Copy all of the material word for word, except for the pictures.

────────────────

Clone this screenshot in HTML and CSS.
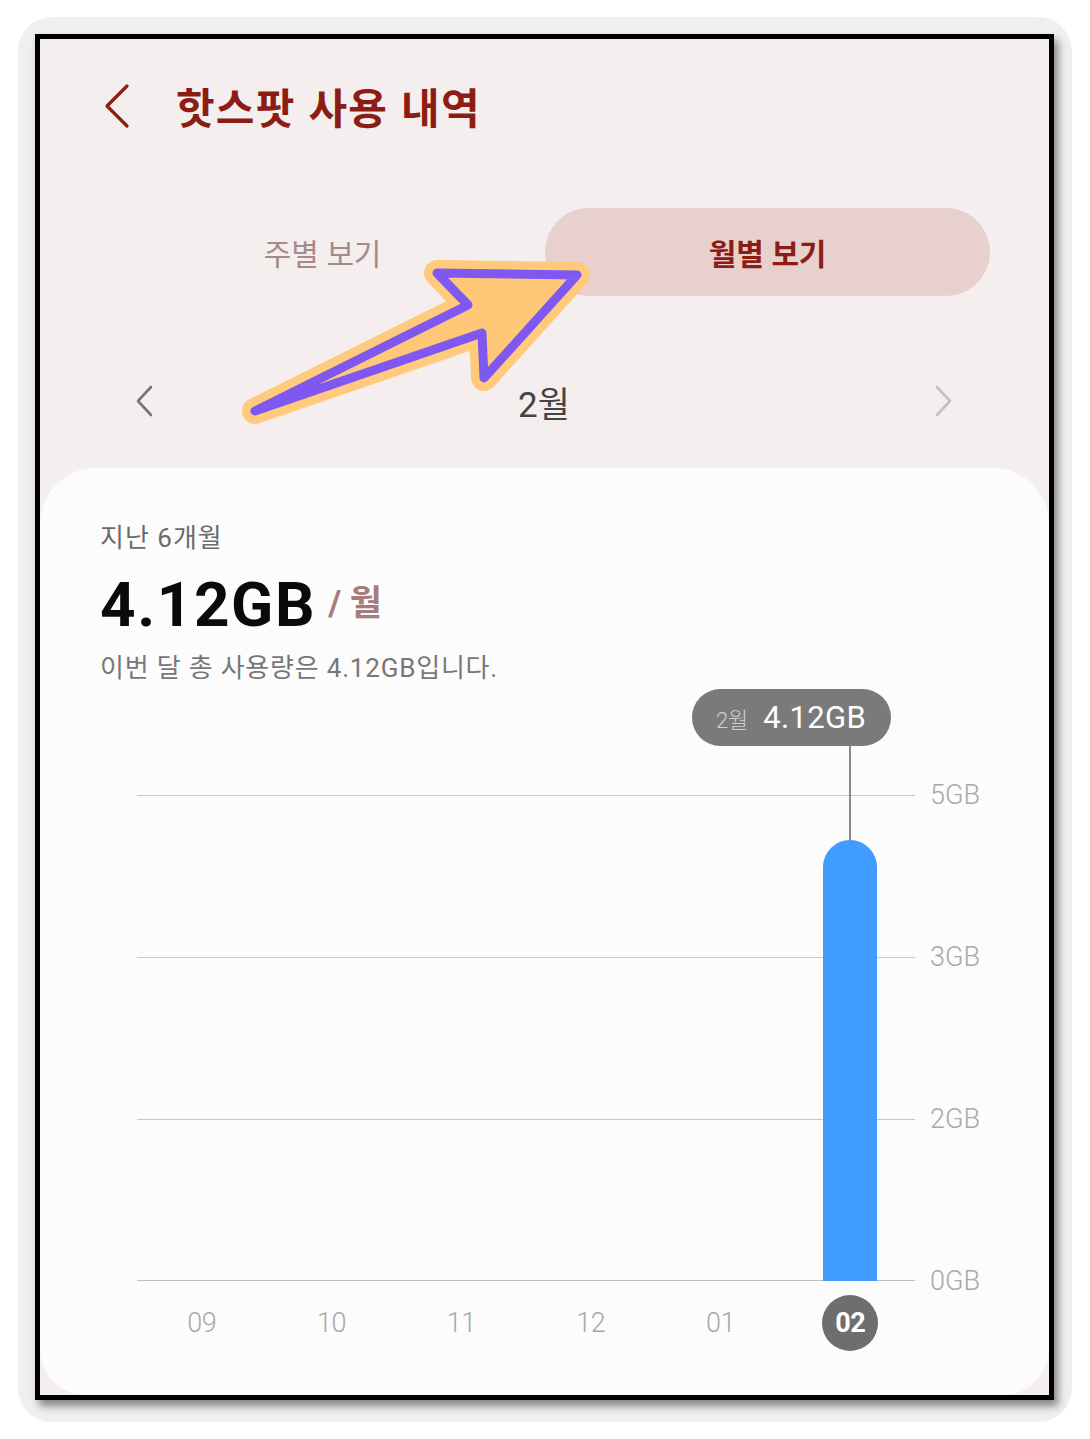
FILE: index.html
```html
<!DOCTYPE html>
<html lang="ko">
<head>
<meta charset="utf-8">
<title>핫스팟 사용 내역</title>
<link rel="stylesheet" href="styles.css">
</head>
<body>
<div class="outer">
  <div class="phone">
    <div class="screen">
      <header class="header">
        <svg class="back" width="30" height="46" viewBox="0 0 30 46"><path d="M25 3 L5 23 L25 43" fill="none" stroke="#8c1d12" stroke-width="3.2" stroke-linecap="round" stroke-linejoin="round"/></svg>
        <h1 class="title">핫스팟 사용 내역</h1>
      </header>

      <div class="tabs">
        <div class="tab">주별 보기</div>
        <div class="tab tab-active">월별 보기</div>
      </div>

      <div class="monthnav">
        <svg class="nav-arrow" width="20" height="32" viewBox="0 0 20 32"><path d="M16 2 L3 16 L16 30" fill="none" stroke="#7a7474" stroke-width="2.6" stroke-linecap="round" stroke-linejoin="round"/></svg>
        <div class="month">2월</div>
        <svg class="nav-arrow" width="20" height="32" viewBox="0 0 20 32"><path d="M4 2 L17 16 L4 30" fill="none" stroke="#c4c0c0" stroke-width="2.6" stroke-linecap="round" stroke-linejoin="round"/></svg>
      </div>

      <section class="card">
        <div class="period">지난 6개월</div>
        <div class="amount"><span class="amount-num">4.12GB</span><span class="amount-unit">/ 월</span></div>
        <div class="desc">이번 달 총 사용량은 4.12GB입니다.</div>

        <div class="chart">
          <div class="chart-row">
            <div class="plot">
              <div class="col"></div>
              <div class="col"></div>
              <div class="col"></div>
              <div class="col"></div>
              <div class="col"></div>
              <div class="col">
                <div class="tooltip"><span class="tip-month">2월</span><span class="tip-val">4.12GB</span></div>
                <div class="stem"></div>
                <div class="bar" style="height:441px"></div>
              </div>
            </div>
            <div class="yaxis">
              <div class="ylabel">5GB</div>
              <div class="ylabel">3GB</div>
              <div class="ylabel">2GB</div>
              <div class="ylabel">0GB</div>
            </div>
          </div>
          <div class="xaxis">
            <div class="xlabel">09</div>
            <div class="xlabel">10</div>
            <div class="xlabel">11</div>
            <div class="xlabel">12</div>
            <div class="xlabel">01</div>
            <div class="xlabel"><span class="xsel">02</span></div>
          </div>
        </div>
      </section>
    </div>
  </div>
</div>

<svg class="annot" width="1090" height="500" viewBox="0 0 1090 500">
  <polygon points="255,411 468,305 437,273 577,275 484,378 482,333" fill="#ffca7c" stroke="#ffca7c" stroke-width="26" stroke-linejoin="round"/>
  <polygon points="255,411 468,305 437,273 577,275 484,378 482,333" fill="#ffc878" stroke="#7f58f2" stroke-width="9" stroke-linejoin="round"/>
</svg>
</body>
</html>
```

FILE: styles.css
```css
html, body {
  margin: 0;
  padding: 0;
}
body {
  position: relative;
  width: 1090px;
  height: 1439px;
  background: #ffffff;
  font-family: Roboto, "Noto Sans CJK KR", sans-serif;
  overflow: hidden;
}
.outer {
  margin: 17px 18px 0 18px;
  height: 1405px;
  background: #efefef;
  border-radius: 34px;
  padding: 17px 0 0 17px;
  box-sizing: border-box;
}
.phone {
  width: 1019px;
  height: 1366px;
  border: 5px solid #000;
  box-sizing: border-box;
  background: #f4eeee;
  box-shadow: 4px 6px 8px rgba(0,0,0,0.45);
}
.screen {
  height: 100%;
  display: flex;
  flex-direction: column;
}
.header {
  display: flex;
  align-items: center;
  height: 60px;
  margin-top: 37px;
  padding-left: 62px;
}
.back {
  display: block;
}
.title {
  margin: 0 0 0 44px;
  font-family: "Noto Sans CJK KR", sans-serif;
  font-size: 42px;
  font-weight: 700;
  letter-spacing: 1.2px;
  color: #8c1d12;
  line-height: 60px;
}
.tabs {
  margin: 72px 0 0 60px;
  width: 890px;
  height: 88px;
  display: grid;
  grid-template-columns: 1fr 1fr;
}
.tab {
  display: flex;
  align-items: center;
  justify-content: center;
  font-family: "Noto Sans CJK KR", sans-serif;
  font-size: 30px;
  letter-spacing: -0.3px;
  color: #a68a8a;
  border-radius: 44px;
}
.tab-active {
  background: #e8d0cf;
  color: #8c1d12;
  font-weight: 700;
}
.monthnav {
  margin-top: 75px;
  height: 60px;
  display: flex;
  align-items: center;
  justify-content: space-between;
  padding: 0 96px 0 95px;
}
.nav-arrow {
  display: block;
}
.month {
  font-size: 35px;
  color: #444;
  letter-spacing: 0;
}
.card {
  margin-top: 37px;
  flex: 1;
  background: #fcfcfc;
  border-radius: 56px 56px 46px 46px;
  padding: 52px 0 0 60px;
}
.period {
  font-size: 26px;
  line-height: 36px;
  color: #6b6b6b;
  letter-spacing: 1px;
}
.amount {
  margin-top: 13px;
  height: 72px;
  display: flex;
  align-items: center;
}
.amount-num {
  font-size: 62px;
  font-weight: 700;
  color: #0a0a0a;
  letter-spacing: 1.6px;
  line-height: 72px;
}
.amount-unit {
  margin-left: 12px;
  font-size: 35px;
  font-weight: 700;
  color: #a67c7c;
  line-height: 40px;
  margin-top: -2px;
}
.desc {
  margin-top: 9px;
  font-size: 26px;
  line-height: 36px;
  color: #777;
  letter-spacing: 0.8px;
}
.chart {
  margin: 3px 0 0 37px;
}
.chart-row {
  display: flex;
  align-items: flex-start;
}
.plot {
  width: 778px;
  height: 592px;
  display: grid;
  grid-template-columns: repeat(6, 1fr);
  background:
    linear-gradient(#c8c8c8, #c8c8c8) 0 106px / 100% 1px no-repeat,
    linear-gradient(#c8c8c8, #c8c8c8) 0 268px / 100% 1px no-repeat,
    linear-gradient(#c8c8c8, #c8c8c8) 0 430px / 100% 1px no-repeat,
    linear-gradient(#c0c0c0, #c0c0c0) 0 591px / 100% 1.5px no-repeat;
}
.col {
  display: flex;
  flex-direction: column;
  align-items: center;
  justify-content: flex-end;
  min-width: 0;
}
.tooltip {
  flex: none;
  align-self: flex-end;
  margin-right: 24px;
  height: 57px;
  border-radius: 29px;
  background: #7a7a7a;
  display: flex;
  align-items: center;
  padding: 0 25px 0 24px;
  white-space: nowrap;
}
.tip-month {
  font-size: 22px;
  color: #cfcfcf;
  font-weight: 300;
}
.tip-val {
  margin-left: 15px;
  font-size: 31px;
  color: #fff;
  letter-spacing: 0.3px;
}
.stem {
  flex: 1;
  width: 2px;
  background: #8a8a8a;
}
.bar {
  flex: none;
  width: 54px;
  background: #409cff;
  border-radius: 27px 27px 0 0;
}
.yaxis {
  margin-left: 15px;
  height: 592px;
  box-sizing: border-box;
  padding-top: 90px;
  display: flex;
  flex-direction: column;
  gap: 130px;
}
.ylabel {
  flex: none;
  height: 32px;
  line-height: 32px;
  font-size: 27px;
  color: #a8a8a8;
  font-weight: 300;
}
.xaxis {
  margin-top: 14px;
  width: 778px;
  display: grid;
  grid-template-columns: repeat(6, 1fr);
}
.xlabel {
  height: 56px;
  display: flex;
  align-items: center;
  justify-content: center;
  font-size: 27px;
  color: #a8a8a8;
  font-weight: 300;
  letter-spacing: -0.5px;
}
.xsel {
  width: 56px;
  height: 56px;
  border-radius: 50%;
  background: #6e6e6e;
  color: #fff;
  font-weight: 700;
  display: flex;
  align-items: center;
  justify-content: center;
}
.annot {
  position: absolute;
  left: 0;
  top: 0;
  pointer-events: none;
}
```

────────────────

* [Result]:
Clone this screenshot in HTML and CSS.
FILE: index.html
```html
<!DOCTYPE html>
<html lang="ko">
<head>
<meta charset="utf-8">
<title>핫스팟 사용 내역</title>
<link rel="stylesheet" href="styles.css">
</head>
<body>
<div class="outer">
  <div class="phone">
    <div class="screen">
      <header class="header">
        <svg class="back" width="30" height="46" viewBox="0 0 30 46"><path d="M25 3 L5 23 L25 43" fill="none" stroke="#8c1d12" stroke-width="3.2" stroke-linecap="round" stroke-linejoin="round"/></svg>
        <h1 class="title">핫스팟 사용 내역</h1>
      </header>

      <div class="tabs">
        <div class="tab">주별 보기</div>
        <div class="tab tab-active">월별 보기</div>
      </div>

      <div class="monthnav">
        <svg class="nav-arrow" width="20" height="32" viewBox="0 0 20 32"><path d="M16 2 L3 16 L16 30" fill="none" stroke="#7a7474" stroke-width="2.6" stroke-linecap="round" stroke-linejoin="round"/></svg>
        <div class="month">2월</div>
        <svg class="nav-arrow" width="20" height="32" viewBox="0 0 20 32"><path d="M4 2 L17 16 L4 30" fill="none" stroke="#c4c0c0" stroke-width="2.6" stroke-linecap="round" stroke-linejoin="round"/></svg>
      </div>

      <section class="card">
        <div class="period">지난 6개월</div>
        <div class="amount"><span class="amount-num">4.12GB</span><span class="amount-unit">/ 월</span></div>
        <div class="desc">이번 달 총 사용량은 4.12GB입니다.</div>

        <div class="chart">
          <div class="chart-row">
            <div class="plot">
              <div class="col"></div>
              <div class="col"></div>
              <div class="col"></div>
              <div class="col"></div>
              <div class="col"></div>
              <div class="col">
                <div class="tooltip"><span class="tip-month">2월</span><span class="tip-val">4.12GB</span></div>
                <div class="stem"></div>
                <div class="bar" style="height:441px"></div>
              </div>
            </div>
            <div class="yaxis">
              <div class="ylabel">5GB</div>
              <div class="ylabel">3GB</div>
              <div class="ylabel">2GB</div>
              <div class="ylabel">0GB</div>
            </div>
          </div>
          <div class="xaxis">
            <div class="xlabel">09</div>
            <div class="xlabel">10</div>
            <div class="xlabel">11</div>
            <div class="xlabel">12</div>
            <div class="xlabel">01</div>
            <div class="xlabel"><span class="xsel">02</span></div>
          </div>
        </div>
      </section>
    </div>
  </div>
</div>

<svg class="annot" width="1090" height="500" viewBox="0 0 1090 500">
  <polygon points="255,411 468,305 437,273 577,275 484,378 482,333" fill="#ffca7c" stroke="#ffca7c" stroke-width="26" stroke-linejoin="round"/>
  <polygon points="255,411 468,305 437,273 577,275 484,378 482,333" fill="#ffc878" stroke="#7f58f2" stroke-width="9" stroke-linejoin="round"/>
</svg>
</body>
</html>
```

FILE: styles.css
```css
html, body {
  margin: 0;
  padding: 0;
}
body {
  position: relative;
  width: 1090px;
  height: 1439px;
  background: #ffffff;
  font-family: Roboto, "Noto Sans CJK KR", sans-serif;
  overflow: hidden;
}
.outer {
  margin: 17px 18px 0 18px;
  height: 1405px;
  background: #efefef;
  border-radius: 34px;
  padding: 17px 0 0 17px;
  box-sizing: border-box;
}
.phone {
  width: 1019px;
  height: 1366px;
  border: 5px solid #000;
  box-sizing: border-box;
  background: #f4eeee;
  box-shadow: 4px 6px 8px rgba(0,0,0,0.45);
}
.screen {
  height: 100%;
  display: flex;
  flex-direction: column;
}
.header {
  display: flex;
  align-items: center;
  height: 60px;
  margin-top: 37px;
  padding-left: 62px;
}
.back {
  display: block;
}
.title {
  margin: 0 0 0 44px;
  font-family: "Noto Sans CJK KR", sans-serif;
  font-size: 42px;
  font-weight: 700;
  letter-spacing: 1.2px;
  color: #8c1d12;
  line-height: 60px;
}
.tabs {
  margin: 72px 0 0 60px;
  width: 890px;
  height: 88px;
  display: grid;
  grid-template-columns: 1fr 1fr;
}
.tab {
  display: flex;
  align-items: center;
  justify-content: center;
  font-family: "Noto Sans CJK KR", sans-serif;
  font-size: 30px;
  letter-spacing: -0.3px;
  color: #a68a8a;
  border-radius: 44px;
}
.tab-active {
  background: #e8d0cf;
  color: #8c1d12;
  font-weight: 700;
}
.monthnav {
  margin-top: 75px;
  height: 60px;
  display: flex;
  align-items: center;
  justify-content: space-between;
  padding: 0 96px 0 95px;
}
.nav-arrow {
  display: block;
}
.month {
  font-size: 35px;
  color: #444;
  letter-spacing: 0;
}
.card {
  margin-top: 37px;
  flex: 1;
  background: #fcfcfc;
  border-radius: 56px 56px 46px 46px;
  padding: 52px 0 0 60px;
}
.period {
  font-size: 26px;
  line-height: 36px;
  color: #6b6b6b;
  letter-spacing: 1px;
}
.amount {
  margin-top: 13px;
  height: 72px;
  display: flex;
  align-items: center;
}
.amount-num {
  font-size: 62px;
  font-weight: 700;
  color: #0a0a0a;
  letter-spacing: 1.6px;
  line-height: 72px;
}
.amount-unit {
  margin-left: 12px;
  font-size: 35px;
  font-weight: 700;
  color: #a67c7c;
  line-height: 40px;
  margin-top: -2px;
}
.desc {
  margin-top: 9px;
  font-size: 26px;
  line-height: 36px;
  color: #777;
  letter-spacing: 0.8px;
}
.chart {
  margin: 3px 0 0 37px;
}
.chart-row {
  display: flex;
  align-items: flex-start;
}
.plot {
  width: 778px;
  height: 592px;
  display: grid;
  grid-template-columns: repeat(6, 1fr);
  background:
    linear-gradient(#c8c8c8, #c8c8c8) 0 106px / 100% 1px no-repeat,
    linear-gradient(#c8c8c8, #c8c8c8) 0 268px / 100% 1px no-repeat,
    linear-gradient(#c8c8c8, #c8c8c8) 0 430px / 100% 1px no-repeat,
    linear-gradient(#c0c0c0, #c0c0c0) 0 591px / 100% 1.5px no-repeat;
}
.col {
  display: flex;
  flex-direction: column;
  align-items: center;
  justify-content: flex-end;
  min-width: 0;
}
.tooltip {
  flex: none;
  align-self: flex-end;
  margin-right: 24px;
  height: 57px;
  border-radius: 29px;
  background: #7a7a7a;
  display: flex;
  align-items: center;
  padding: 0 25px 0 24px;
  white-space: nowrap;
}
.tip-month {
  font-size: 22px;
  color: #cfcfcf;
  font-weight: 300;
}
.tip-val {
  margin-left: 15px;
  font-size: 31px;
  color: #fff;
  letter-spacing: 0.3px;
}
.stem {
  flex: 1;
  width: 2px;
  background: #8a8a8a;
}
.bar {
  flex: none;
  width: 54px;
  background: #409cff;
  border-radius: 27px 27px 0 0;
}
.yaxis {
  margin-left: 15px;
  height: 592px;
  box-sizing: border-box;
  padding-top: 90px;
  display: flex;
  flex-direction: column;
  gap: 130px;
}
.ylabel {
  flex: none;
  height: 32px;
  line-height: 32px;
  font-size: 27px;
  color: #a8a8a8;
  font-weight: 300;
}
.xaxis {
  margin-top: 14px;
  width: 778px;
  display: grid;
  grid-template-columns: repeat(6, 1fr);
}
.xlabel {
  height: 56px;
  display: flex;
  align-items: center;
  justify-content: center;
  font-size: 27px;
  color: #a8a8a8;
  font-weight: 300;
  letter-spacing: -0.5px;
}
.xsel {
  width: 56px;
  height: 56px;
  border-radius: 50%;
  background: #6e6e6e;
  color: #fff;
  font-weight: 700;
  display: flex;
  align-items: center;
  justify-content: center;
}
.annot {
  position: absolute;
  left: 0;
  top: 0;
  pointer-events: none;
}
```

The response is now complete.